Depending on the case and the technical expectations from these panels, they may either be luted with filler cement and/or be jointed by H or T shape metal profile, and L shape for the angles. In the simplest way, the sealing and caulking processes may be quickly well accomplished by placing a piece of 2D woven fiberglass fabric, saturated with resin, over the neighboring edges of either or both sides of the adjacent panels.

Yes. Experiments have shown that these panels have the adequate bending stiffness for spans up to 120-centimeter wide. However, for more support, C channels perpendicular across the beams can be used below the composite panels.
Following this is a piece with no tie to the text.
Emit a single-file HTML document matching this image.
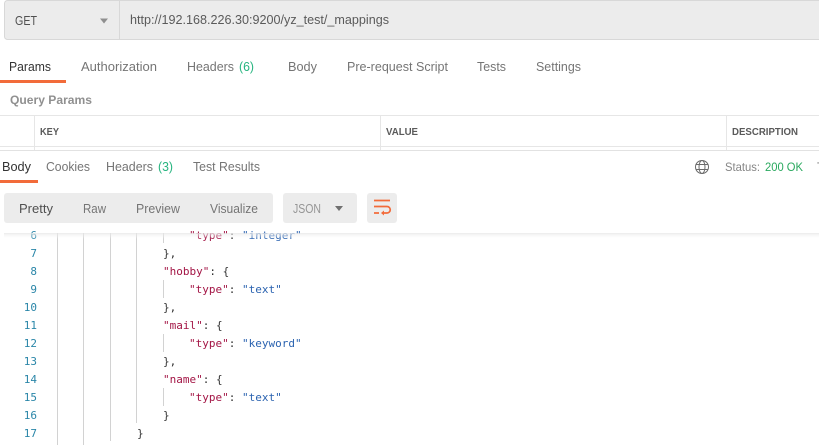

Testing for the spans over 120-centimeter wide is also in our plan. However, different layers of these composite panels may be stacked on each other using glue or resin. In this way, the bending stiffness of these panels will increase almost to the power of the panels’ thickness; therefore, these panels can be used over bigger beam spans.

Use of the T-shape metal profiles, whose edges are folded with glue or resin, will highly enhance the panels’ specs across the seam lines between the two adjacent panels. As the simplest alternative way, the strength enhancement across the seam lines of the two adjacent panels can quickly be accomplished by placing a piece of 2D woven fiberglass fabric saturated with resin on the neighboring edges on both sides of the adjacent panels.

While bearing a full load, these panels were tested at -25 to +210 Celsius, and showed no changes in their mechanical behavior. These panels’ behavior at these borderline temperatures was compared with the panels at normal temperature, and no meaningful difference was observed. No other tests beyond the borderline temperatures have been carried out yet. It is worth knowing that more fire experiments, beyond these borderline temperatures, have been performed, but have not yet been posted in our site.

The tests at 1.1 KHz frequency showed that these panels attenuate the sound for up to 21db.